- Recorded information:
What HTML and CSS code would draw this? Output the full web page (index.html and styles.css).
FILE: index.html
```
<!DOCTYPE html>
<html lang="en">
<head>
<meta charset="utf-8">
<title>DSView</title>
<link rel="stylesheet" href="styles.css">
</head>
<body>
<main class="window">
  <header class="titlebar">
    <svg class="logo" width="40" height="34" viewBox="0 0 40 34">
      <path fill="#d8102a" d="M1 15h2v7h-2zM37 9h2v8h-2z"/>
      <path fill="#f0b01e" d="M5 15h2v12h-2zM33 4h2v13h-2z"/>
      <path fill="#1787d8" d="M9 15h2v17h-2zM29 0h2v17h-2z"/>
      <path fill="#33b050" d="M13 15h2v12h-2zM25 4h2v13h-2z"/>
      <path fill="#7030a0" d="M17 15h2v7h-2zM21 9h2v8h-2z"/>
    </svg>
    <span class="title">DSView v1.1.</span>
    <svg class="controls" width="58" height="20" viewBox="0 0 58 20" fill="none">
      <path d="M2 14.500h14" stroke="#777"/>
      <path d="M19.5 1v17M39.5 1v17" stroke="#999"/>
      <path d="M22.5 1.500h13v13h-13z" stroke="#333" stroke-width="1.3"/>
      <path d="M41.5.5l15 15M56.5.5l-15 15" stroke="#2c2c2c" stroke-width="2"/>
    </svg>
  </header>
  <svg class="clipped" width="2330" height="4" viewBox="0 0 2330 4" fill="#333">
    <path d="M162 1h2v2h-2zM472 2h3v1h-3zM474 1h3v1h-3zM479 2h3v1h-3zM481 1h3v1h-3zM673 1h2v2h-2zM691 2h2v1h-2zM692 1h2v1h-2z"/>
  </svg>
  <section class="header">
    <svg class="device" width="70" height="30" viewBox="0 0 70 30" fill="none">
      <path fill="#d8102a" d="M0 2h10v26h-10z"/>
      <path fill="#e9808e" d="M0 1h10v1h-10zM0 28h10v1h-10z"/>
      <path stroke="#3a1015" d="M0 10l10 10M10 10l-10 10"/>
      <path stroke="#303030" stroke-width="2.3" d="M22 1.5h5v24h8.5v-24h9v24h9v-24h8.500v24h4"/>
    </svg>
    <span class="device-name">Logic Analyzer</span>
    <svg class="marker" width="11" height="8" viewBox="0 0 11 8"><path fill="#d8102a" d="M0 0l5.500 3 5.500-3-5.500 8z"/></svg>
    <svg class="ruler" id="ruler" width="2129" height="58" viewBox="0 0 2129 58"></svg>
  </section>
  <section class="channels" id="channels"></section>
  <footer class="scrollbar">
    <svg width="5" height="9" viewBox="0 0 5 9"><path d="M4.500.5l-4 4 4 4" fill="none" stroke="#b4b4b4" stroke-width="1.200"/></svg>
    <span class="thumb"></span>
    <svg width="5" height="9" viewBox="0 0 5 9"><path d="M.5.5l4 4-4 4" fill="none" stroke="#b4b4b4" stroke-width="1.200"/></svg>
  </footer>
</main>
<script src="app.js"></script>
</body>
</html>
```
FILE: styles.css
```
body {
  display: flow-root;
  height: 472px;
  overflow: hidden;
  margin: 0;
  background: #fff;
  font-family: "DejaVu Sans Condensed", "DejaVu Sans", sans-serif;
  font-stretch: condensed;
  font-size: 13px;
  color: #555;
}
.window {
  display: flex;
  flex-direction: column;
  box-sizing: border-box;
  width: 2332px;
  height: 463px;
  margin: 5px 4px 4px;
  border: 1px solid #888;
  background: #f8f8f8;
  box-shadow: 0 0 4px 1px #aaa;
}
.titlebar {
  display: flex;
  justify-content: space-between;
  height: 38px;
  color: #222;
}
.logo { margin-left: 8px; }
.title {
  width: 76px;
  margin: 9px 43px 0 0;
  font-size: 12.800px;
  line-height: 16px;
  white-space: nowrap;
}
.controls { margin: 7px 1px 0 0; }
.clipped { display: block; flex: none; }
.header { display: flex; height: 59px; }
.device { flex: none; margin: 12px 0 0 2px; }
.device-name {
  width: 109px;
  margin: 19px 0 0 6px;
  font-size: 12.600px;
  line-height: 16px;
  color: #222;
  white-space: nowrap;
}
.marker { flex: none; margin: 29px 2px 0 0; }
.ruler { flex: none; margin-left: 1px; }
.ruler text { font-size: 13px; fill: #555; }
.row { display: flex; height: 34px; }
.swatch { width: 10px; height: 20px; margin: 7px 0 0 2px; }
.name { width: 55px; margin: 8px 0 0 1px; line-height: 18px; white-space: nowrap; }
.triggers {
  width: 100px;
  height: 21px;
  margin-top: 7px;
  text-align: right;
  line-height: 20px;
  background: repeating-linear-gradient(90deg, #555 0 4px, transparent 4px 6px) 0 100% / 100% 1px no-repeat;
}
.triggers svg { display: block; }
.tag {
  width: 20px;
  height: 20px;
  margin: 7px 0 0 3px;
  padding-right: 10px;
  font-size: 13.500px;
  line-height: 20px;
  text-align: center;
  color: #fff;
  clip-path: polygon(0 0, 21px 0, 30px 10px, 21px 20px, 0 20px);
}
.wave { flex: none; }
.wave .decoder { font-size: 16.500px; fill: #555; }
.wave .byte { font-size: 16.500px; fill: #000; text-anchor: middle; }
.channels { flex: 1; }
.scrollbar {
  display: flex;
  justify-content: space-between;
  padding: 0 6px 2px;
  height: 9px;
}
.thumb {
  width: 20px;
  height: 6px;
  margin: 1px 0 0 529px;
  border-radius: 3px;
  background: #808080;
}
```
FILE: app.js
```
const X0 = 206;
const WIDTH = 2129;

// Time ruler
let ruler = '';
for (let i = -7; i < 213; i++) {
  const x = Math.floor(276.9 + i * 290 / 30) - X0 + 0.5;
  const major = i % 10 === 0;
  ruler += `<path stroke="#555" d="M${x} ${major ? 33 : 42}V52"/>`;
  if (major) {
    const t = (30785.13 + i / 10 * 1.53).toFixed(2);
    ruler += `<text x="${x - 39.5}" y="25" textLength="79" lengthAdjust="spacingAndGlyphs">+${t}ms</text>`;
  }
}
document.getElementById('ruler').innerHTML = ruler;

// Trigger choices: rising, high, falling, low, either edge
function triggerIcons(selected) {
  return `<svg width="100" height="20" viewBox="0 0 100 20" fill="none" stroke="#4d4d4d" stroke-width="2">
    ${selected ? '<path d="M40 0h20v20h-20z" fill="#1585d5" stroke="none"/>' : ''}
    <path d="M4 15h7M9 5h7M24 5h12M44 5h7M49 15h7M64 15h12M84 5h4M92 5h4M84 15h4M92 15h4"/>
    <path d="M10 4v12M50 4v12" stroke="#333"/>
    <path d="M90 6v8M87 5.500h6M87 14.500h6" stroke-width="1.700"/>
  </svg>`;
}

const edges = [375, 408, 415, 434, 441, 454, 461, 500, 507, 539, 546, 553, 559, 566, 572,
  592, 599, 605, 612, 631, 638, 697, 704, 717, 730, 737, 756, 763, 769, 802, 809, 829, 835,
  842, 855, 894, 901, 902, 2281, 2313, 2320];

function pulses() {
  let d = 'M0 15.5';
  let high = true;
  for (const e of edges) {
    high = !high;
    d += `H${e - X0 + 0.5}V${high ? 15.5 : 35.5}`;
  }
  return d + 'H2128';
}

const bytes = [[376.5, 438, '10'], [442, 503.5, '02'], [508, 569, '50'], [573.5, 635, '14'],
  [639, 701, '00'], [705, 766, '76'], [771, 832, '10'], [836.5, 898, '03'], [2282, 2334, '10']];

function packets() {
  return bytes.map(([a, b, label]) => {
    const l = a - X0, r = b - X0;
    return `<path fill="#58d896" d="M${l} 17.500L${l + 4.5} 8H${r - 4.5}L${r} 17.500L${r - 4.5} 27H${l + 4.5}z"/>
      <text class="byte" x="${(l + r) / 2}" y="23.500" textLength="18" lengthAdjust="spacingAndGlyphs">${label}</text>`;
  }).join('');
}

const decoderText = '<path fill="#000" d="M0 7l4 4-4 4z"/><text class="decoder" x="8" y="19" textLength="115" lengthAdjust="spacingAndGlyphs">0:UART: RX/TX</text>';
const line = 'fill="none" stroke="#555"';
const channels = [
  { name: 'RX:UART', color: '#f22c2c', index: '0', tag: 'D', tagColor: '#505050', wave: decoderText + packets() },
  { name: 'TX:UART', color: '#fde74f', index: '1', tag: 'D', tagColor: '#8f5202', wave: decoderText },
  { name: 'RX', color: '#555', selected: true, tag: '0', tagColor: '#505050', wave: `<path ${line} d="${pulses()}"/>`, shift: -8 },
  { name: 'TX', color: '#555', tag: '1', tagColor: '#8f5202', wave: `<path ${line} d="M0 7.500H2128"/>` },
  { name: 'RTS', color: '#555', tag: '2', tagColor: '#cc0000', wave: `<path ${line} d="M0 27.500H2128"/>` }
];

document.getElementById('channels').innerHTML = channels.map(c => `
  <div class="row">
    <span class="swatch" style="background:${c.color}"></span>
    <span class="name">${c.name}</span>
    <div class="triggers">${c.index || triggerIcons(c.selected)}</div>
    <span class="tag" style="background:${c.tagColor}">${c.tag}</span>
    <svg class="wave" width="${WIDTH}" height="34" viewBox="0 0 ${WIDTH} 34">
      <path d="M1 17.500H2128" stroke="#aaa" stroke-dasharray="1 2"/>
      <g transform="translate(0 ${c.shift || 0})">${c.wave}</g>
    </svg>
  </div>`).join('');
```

- What the task requires: Report only the count of lines that include the string "styles".

- Result of the exercise: 3